- Supplied data
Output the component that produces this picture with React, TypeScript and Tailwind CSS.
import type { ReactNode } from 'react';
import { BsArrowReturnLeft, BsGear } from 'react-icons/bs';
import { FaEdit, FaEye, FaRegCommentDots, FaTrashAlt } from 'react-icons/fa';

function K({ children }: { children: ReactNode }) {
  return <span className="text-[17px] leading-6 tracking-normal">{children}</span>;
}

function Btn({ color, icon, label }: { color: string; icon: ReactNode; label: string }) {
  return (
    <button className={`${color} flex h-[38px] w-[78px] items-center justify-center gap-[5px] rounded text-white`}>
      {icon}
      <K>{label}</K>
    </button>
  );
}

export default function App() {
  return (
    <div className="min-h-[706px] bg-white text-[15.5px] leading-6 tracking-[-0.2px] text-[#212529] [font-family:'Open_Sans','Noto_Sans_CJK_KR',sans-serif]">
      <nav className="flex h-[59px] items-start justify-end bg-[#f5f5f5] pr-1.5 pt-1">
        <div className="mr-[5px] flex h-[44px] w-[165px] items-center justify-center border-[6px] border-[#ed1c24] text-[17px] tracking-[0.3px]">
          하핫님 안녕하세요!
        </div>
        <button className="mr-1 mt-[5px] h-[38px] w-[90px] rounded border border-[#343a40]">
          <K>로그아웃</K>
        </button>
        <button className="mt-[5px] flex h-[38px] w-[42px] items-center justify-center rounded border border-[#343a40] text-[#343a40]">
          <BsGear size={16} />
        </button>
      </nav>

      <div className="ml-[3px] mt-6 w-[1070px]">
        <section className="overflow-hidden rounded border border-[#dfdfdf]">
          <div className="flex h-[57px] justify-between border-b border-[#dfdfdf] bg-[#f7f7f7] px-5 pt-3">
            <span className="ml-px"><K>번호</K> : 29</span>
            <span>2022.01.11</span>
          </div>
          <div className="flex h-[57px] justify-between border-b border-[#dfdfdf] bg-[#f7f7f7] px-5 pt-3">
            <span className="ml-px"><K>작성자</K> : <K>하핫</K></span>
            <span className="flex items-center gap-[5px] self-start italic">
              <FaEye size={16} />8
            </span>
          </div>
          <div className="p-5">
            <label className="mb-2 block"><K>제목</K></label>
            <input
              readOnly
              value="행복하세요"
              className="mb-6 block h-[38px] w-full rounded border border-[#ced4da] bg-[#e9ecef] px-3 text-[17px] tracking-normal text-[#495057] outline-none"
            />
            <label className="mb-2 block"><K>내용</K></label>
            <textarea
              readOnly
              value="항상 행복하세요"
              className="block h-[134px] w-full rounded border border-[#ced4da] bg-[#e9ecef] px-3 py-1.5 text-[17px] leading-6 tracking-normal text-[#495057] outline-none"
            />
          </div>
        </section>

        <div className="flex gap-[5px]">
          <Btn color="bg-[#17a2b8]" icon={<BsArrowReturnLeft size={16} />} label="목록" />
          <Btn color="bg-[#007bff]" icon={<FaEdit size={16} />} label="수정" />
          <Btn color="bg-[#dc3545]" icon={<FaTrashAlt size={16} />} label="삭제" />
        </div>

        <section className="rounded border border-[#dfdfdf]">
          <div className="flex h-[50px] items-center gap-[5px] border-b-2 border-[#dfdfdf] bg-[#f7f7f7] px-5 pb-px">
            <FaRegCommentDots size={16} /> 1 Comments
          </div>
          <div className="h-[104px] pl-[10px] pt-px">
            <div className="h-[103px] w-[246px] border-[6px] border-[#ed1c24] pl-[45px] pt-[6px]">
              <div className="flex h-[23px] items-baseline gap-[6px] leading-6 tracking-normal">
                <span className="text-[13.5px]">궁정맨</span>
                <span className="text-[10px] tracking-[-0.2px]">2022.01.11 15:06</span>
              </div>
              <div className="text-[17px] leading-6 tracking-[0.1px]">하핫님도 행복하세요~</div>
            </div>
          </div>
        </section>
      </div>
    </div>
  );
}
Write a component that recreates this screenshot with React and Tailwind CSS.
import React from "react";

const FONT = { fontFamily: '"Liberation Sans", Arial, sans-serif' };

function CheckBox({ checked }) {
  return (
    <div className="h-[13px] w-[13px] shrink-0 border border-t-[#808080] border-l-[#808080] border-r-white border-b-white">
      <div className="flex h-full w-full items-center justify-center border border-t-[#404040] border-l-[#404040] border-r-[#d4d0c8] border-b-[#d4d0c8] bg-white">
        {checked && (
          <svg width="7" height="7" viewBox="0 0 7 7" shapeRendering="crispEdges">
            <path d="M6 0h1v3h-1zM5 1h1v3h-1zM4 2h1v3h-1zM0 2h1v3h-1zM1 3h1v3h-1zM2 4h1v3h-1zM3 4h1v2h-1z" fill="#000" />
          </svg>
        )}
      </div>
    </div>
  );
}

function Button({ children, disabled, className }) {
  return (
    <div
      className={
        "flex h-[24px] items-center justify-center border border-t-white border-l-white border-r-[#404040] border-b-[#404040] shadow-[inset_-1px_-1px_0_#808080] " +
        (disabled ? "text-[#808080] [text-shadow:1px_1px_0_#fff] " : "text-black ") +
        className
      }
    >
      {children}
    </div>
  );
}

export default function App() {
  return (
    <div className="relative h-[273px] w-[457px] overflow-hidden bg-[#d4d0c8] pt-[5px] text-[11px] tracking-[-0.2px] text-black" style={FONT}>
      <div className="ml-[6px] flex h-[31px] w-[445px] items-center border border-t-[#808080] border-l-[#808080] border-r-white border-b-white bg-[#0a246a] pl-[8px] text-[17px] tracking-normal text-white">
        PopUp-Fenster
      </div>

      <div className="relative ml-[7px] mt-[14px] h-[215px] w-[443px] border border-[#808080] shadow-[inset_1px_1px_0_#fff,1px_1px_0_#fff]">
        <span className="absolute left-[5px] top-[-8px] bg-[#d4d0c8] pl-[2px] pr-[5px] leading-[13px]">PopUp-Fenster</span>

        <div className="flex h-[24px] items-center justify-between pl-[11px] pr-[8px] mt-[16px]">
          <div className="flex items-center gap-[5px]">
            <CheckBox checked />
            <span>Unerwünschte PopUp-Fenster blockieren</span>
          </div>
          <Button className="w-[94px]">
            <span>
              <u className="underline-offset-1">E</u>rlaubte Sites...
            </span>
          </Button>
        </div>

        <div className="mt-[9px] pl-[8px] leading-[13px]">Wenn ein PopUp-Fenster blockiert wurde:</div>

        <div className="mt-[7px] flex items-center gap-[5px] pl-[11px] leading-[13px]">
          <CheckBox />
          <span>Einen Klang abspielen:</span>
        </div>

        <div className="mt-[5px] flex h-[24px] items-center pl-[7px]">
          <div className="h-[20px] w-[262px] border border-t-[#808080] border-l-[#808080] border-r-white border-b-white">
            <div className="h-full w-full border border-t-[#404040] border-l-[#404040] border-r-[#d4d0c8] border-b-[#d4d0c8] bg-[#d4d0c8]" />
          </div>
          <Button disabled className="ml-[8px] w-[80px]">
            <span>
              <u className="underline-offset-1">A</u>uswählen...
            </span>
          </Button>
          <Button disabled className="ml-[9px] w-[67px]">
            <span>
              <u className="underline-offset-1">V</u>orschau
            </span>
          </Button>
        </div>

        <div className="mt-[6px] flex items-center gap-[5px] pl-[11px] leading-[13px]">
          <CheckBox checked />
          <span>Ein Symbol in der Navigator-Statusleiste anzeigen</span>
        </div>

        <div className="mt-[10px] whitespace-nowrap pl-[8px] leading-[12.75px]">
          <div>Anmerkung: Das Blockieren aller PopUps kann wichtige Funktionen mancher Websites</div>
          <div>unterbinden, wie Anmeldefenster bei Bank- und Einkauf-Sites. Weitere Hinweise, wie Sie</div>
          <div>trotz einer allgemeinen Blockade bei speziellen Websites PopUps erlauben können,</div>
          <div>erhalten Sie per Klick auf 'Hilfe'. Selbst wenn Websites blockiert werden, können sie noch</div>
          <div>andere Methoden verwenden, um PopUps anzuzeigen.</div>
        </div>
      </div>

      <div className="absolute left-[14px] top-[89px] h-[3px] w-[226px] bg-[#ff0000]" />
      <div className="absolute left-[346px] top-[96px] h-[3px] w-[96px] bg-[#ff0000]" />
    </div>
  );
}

- Do this
Give back, exactly as written, each line from the one that contains "Write a component" through the one that contains "left-[5px] top-[-8px] bg-[#d4d0c8]".

- Exercise output
Write a component that recreates this screenshot with React and Tailwind CSS.
import React from "react";

const FONT = { fontFamily: '"Liberation Sans", Arial, sans-serif' };

function CheckBox({ checked }) {
  return (
    <div className="h-[13px] w-[13px] shrink-0 border border-t-[#808080] border-l-[#808080] border-r-white border-b-white">
      <div className="flex h-full w-full items-center justify-center border border-t-[#404040] border-l-[#404040] border-r-[#d4d0c8] border-b-[#d4d0c8] bg-white">
        {checked && (
          <svg width="7" height="7" viewBox="0 0 7 7" shapeRendering="crispEdges">
            <path d="M6 0h1v3h-1zM5 1h1v3h-1zM4 2h1v3h-1zM0 2h1v3h-1zM1 3h1v3h-1zM2 4h1v3h-1zM3 4h1v2h-1z" fill="#000" />
          </svg>
        )}
      </div>
    </div>
  );
}

function Button({ children, disabled, className }) {
  return (
    <div
      className={
        "flex h-[24px] items-center justify-center border border-t-white border-l-white border-r-[#404040] border-b-[#404040] shadow-[inset_-1px_-1px_0_#808080] " +
        (disabled ? "text-[#808080] [text-shadow:1px_1px_0_#fff] " : "text-black ") +
        className
      }
    >
      {children}
    </div>
  );
}

export default function App() {
  return (
    <div className="relative h-[273px] w-[457px] overflow-hidden bg-[#d4d0c8] pt-[5px] text-[11px] tracking-[-0.2px] text-black" style={FONT}>
      <div className="ml-[6px] flex h-[31px] w-[445px] items-center border border-t-[#808080] border-l-[#808080] border-r-white border-b-white bg-[#0a246a] pl-[8px] text-[17px] tracking-normal text-white">
        PopUp-Fenster
      </div>

      <div className="relative ml-[7px] mt-[14px] h-[215px] w-[443px] border border-[#808080] shadow-[inset_1px_1px_0_#fff,1px_1px_0_#fff]">
        <span className="absolute left-[5px] top-[-8px] bg-[#d4d0c8] pl-[2px] pr-[5px] leading-[13px]">PopUp-Fenster</span>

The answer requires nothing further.